The Most Profound Moment of the Season
Our second game was played in the rain, which is my second-favorite type of weather for football games. (My first favorite: anything else. Literally anything else.) We were playing School W, a team we knew enough about to be intimidated by, but not enough about to prepare a team-specific game plan for. The legitimacy of our worries was confirmed quickly.
It took them exactly 11 seconds to score their first touchdown. One minute and 25 seconds later, they were celebrating their second. They were strong, they were smart, and they had a kid who was faster than fast. For, like, three quarters, I was convinced he was actually just a Suzuki Hayabusa they’d laid a jersey over the top of.
A handful of moments after School W had scored its second touchdown, the rain momentarily stopped. The sun slid out from behind the clouds to see if we were winning or not. And it was perfectly peaceful. One of our offensive linemen wandered over.
“Coach,” he said. “Look.” His eyes were aimed at the sky behind the empty bleachers in back of us.
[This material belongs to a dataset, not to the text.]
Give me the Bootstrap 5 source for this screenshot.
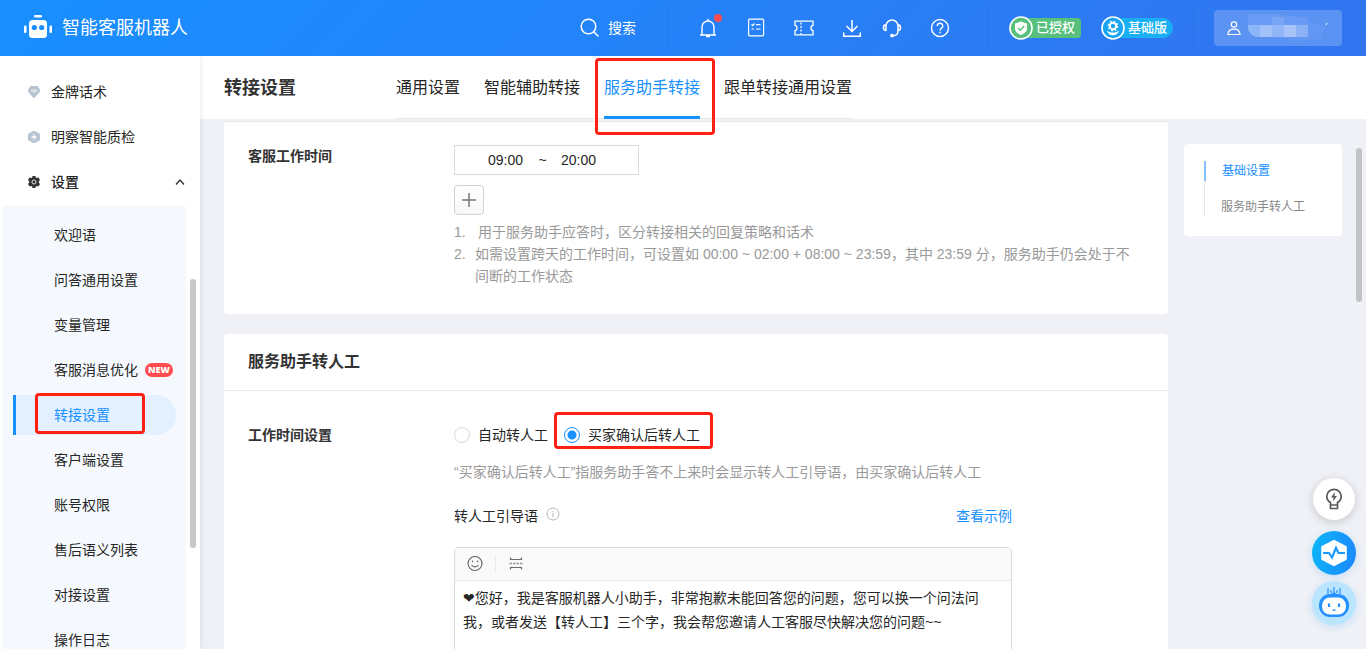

“What’s up, Salinas?” I asked, without turning away from the game.
“It’s a rainbow.”
I could hear his smile. I stopped watching the game, and I looked at him. His eyes seemed so pleased. I turned around and looked at the sky. There was a rainbow.
“Yep,” I said. “That’s a rainbow.”
“Maybe it’s a sign from God? Maybe it’s a miracle. We’re gonna win this game, and it’s gonna be a miracle.” He was completely serious.
We lost 18-6. I felt bad for the boys because they’re sweet kids and losses affect their whole existence. But I felt the worst for Salinas because he learned that day that there’s no such thing as miracles.